### Aim of the task
Quote the listing in full, exactly as given, minus any pictures.

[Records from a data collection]
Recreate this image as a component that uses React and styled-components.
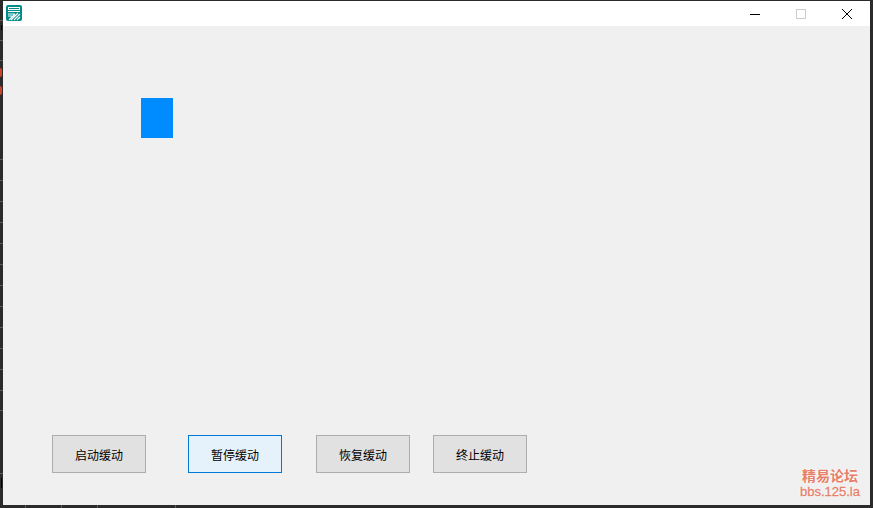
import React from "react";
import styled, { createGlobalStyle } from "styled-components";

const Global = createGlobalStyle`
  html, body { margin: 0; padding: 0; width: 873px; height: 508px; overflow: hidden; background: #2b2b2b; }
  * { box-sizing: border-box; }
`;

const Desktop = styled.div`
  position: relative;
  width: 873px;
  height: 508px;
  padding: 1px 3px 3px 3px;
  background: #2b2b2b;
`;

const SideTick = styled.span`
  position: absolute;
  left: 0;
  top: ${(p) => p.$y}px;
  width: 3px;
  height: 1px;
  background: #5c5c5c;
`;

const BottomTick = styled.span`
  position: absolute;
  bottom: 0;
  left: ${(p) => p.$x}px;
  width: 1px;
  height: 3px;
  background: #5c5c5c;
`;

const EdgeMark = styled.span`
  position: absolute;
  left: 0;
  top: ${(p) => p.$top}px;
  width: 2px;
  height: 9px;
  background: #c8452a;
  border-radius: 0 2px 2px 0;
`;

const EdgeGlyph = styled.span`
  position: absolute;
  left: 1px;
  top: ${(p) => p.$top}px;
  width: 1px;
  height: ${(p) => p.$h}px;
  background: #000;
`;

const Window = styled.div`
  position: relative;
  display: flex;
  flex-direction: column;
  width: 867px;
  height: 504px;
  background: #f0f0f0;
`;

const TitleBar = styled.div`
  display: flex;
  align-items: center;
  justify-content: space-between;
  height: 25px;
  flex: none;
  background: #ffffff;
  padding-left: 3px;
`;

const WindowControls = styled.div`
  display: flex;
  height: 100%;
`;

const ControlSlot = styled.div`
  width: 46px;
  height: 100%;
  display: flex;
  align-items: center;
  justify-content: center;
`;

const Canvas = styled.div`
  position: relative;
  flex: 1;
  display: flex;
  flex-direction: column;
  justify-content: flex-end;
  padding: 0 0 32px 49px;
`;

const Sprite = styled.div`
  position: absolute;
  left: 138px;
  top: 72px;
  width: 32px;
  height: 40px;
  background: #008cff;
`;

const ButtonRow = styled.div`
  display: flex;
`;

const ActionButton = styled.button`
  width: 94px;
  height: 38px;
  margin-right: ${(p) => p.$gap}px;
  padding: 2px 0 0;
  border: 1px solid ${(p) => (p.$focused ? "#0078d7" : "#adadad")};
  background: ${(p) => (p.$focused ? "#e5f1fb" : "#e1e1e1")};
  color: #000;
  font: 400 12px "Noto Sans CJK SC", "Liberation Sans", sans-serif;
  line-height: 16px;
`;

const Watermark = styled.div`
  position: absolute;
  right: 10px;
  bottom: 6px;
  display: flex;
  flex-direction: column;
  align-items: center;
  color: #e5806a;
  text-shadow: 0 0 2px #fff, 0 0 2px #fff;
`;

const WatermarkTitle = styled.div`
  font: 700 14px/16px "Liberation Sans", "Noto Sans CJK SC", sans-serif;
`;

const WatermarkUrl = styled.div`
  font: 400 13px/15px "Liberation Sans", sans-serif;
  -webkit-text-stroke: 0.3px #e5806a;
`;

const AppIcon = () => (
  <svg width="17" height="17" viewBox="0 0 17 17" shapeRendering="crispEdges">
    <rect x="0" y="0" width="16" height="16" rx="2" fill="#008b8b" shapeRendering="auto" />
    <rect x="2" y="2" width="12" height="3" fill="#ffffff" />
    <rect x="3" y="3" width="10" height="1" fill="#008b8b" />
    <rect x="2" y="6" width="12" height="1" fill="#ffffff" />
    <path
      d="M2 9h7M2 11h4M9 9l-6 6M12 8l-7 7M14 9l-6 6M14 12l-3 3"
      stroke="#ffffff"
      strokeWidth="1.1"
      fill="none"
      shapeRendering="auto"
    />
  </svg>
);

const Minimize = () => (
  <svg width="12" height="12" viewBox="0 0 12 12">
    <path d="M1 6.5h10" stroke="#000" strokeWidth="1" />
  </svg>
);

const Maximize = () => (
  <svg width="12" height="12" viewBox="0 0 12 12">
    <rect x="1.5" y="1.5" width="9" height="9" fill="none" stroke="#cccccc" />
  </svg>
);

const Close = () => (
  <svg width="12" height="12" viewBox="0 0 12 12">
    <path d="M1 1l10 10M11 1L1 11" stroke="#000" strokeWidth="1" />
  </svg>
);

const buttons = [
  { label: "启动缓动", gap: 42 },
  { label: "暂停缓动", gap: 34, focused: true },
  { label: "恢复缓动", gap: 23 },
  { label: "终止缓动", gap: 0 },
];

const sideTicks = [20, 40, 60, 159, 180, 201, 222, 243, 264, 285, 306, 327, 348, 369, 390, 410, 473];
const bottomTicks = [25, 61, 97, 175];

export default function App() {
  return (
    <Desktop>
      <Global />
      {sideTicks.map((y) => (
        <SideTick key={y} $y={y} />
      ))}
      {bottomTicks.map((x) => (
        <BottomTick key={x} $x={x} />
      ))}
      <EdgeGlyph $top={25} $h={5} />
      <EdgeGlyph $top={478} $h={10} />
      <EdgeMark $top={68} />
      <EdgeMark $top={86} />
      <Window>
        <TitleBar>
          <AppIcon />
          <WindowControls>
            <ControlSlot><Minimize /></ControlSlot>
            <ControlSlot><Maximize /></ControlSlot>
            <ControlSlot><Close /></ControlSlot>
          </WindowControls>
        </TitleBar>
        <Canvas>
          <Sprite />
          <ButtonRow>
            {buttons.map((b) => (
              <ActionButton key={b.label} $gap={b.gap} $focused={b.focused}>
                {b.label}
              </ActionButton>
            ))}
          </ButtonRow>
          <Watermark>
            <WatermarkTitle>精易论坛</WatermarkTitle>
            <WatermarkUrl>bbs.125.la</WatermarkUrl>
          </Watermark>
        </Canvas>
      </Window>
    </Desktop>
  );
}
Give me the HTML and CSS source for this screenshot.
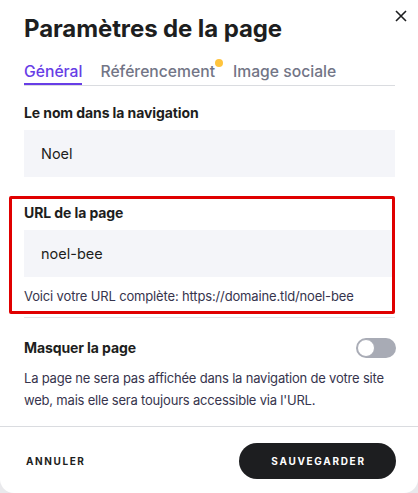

### Output of the exercise
Recreate this image as a component that uses React and styled-components.
import React from "react";
import styled, { createGlobalStyle } from "styled-components";

const Global = createGlobalStyle`
  html, body { margin: 0; padding: 0; width: 873px; height: 508px; overflow: hidden; background: #2b2b2b; }
  * { box-sizing: border-box; }
`;

const Desktop = styled.div`
  position: relative;
  width: 873px;
  height: 508px;
  padding: 1px 3px 3px 3px;
  background: #2b2b2b;
`;

const SideTick = styled.span`
  position: absolute;
  left: 0;
  top: ${(p) => p.$y}px;
  width: 3px;
  height: 1px;
  background: #5c5c5c;
`;

const BottomTick = styled.span`
  position: absolute;
  bottom: 0;
  left: ${(p) => p.$x}px;
  width: 1px;
  height: 3px;
  background: #5c5c5c;
`;

const EdgeMark = styled.span`
  position: absolute;
  left: 0;
  top: ${(p) => p.$top}px;
  width: 2px;
  height: 9px;
  background: #c8452a;
  border-radius: 0 2px 2px 0;
`;

const EdgeGlyph = styled.span`
  position: absolute;
  left: 1px;
  top: ${(p) => p.$top}px;
  width: 1px;
  height: ${(p) => p.$h}px;
  background: #000;
`;

const Window = styled.div`
  position: relative;
  display: flex;
  flex-direction: column;
  width: 867px;
  height: 504px;
  background: #f0f0f0;
`;

const TitleBar = styled.div`
  display: flex;
  align-items: center;
  justify-content: space-between;
  height: 25px;
  flex: none;
  background: #ffffff;
  padding-left: 3px;
`;

const WindowControls = styled.div`
  display: flex;
  height: 100%;
`;

const ControlSlot = styled.div`
  width: 46px;
  height: 100%;
  display: flex;
  align-items: center;
  justify-content: center;
`;

const Canvas = styled.div`
  position: relative;
  flex: 1;
  display: flex;
  flex-direction: column;
  justify-content: flex-end;
  padding: 0 0 32px 49px;
`;

const Sprite = styled.div`
  position: absolute;
  left: 138px;
  top: 72px;
  width: 32px;
  height: 40px;
  background: #008cff;
`;

const ButtonRow = styled.div`
  display: flex;
`;

const ActionButton = styled.button`
  width: 94px;
  height: 38px;
  margin-right: ${(p) => p.$gap}px;
  padding: 2px 0 0;
  border: 1px solid ${(p) => (p.$focused ? "#0078d7" : "#adadad")};
  background: ${(p) => (p.$focused ? "#e5f1fb" : "#e1e1e1")};
  color: #000;
  font: 400 12px "Noto Sans CJK SC", "Liberation Sans", sans-serif;
  line-height: 16px;
`;

const Watermark = styled.div`
  position: absolute;
  right: 10px;
  bottom: 6px;
  display: flex;
  flex-direction: column;
  align-items: center;
  color: #e5806a;
  text-shadow: 0 0 2px #fff, 0 0 2px #fff;
`;

const WatermarkTitle = styled.div`
  font: 700 14px/16px "Liberation Sans", "Noto Sans CJK SC", sans-serif;
`;

const WatermarkUrl = styled.div`
  font: 400 13px/15px "Liberation Sans", sans-serif;
  -webkit-text-stroke: 0.3px #e5806a;
`;

const AppIcon = () => (
  <svg width="17" height="17" viewBox="0 0 17 17" shapeRendering="crispEdges">
    <rect x="0" y="0" width="16" height="16" rx="2" fill="#008b8b" shapeRendering="auto" />
    <rect x="2" y="2" width="12" height="3" fill="#ffffff" />
    <rect x="3" y="3" width="10" height="1" fill="#008b8b" />
    <rect x="2" y="6" width="12" height="1" fill="#ffffff" />
    <path
      d="M2 9h7M2 11h4M9 9l-6 6M12 8l-7 7M14 9l-6 6M14 12l-3 3"
      stroke="#ffffff"
      strokeWidth="1.1"
      fill="none"
      shapeRendering="auto"
    />
  </svg>
);

const Minimize = () => (
  <svg width="12" height="12" viewBox="0 0 12 12">
    <path d="M1 6.5h10" stroke="#000" strokeWidth="1" />
  </svg>
);

const Maximize = () => (
  <svg width="12" height="12" viewBox="0 0 12 12">
    <rect x="1.5" y="1.5" width="9" height="9" fill="none" stroke="#cccccc" />
  </svg>
);

const Close = () => (
  <svg width="12" height="12" viewBox="0 0 12 12">
    <path d="M1 1l10 10M11 1L1 11" stroke="#000" strokeWidth="1" />
  </svg>
);

const buttons = [
  { label: "启动缓动", gap: 42 },
  { label: "暂停缓动", gap: 34, focused: true },
  { label: "恢复缓动", gap: 23 },
  { label: "终止缓动", gap: 0 },
];

const sideTicks = [20, 40, 60, 159, 180, 201, 222, 243, 264, 285, 306, 327, 348, 369, 390, 410, 473];
const bottomTicks = [25, 61, 97, 175];

export default function App() {
  return (
    <Desktop>
      <Global />
      {sideTicks.map((y) => (
        <SideTick key={y} $y={y} />
      ))}
      {bottomTicks.map((x) => (
        <BottomTick key={x} $x={x} />
      ))}
      <EdgeGlyph $top={25} $h={5} />
      <EdgeGlyph $top={478} $h={10} />
      <EdgeMark $top={68} />
      <EdgeMark $top={86} />
      <Window>
        <TitleBar>
          <AppIcon />
          <WindowControls>
            <ControlSlot><Minimize /></ControlSlot>
            <ControlSlot><Maximize /></ControlSlot>
            <ControlSlot><Close /></ControlSlot>
          </WindowControls>
        </TitleBar>
        <Canvas>
          <Sprite />
          <ButtonRow>
            {buttons.map((b) => (
              <ActionButton key={b.label} $gap={b.gap} $focused={b.focused}>
                {b.label}
              </ActionButton>
            ))}
          </ButtonRow>
          <Watermark>
            <WatermarkTitle>精易论坛</WatermarkTitle>
            <WatermarkUrl>bbs.125.la</WatermarkUrl>
          </Watermark>
        </Canvas>
      </Window>
    </Desktop>
  );
}
Give me the HTML and CSS source for this screenshot.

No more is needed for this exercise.